2026-04-10 Thread xry111 at gcc dot gnu.org via Gcc-bugs
https://gcc.gnu.org/bugzilla/show_bug.cgi?id=124838

--- Comment #4 from Xi Ruoyao  ---
At -O2 (In reply to Zoltan Hidvegi from comment #3)
> Sorry, I haven't realized that I can use __builtin_clzg for that, it works
> great. The ? operator though expands to lzcnt/test/cmov instead of the
> single lzcnt instruction, so the two are not the same.

No, the produced assembly is exactly same at -O2 -mlzcnt.  GCC knows lzcnt
outputs 64 when the input is 0, so it optimizes the test/cmov away.  See
CLZ_DEFINED_VALUE_AT_ZERO in the GCC code and Internal documentation for how
the target maintainers have already tell GCC this fact.

[Bug c/124838] __builtin_clzl(0) overoptimization even on targets with native lzcnt instruction

2026-04-10 Thread zoltan at hidvegi dot com via Gcc-bugs
https://gcc.gnu.org/bugzilla/show_bug.cgi?id=124838

--- Comment #3 from Zoltan Hidvegi  ---
Sorry, I haven't realized that I can use __builtin_clzg for that, it works
great. The ? operator though expands to lzcnt/test/cmov instead of the single
lzcnt instruction, so the two are not the same.

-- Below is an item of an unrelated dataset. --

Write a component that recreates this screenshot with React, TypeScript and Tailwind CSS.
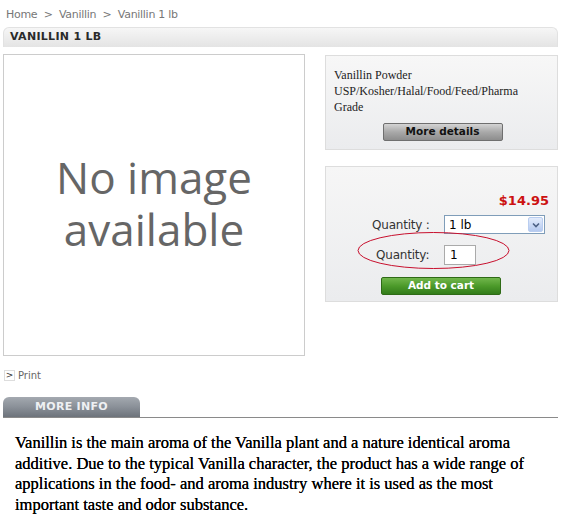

[Bug c/124838] __builtin_clzl(0) overoptimization even on targets with native lzcnt instruction

2026-04-10 Thread xry111 at gcc dot gnu.org via Gcc-bugs
https://gcc.gnu.org/bugzilla/show_bug.cgi?id=124838

Xi Ruoyao  changed:

   What|Removed |Added

 Resolution|--- |WONTFIX
 Status|UNCONFIRMED |RESOLVED
 CC||xry111 at gcc dot gnu.org

--- Comment #2 from Xi Ruoyao  ---
Even without clzg you can simply write "max ? __builtin_clz(max) : 64".  clzg
just expands to the same IR as that.  GCC is able to optimize away the ?:
operation in case it's redundant.

[Bug c/124838] __builtin_clzl(0) overoptimization even on targets with native lzcnt instruction

2026-04-09 Thread rguenth at gcc dot gnu.org via Gcc-bugs
https://gcc.gnu.org/bugzilla/show_bug.cgi?id=124838

--- Comment #1 from Richard Biener  ---
You can use __builtin_clzg (x, ) where  is the result when x is zero.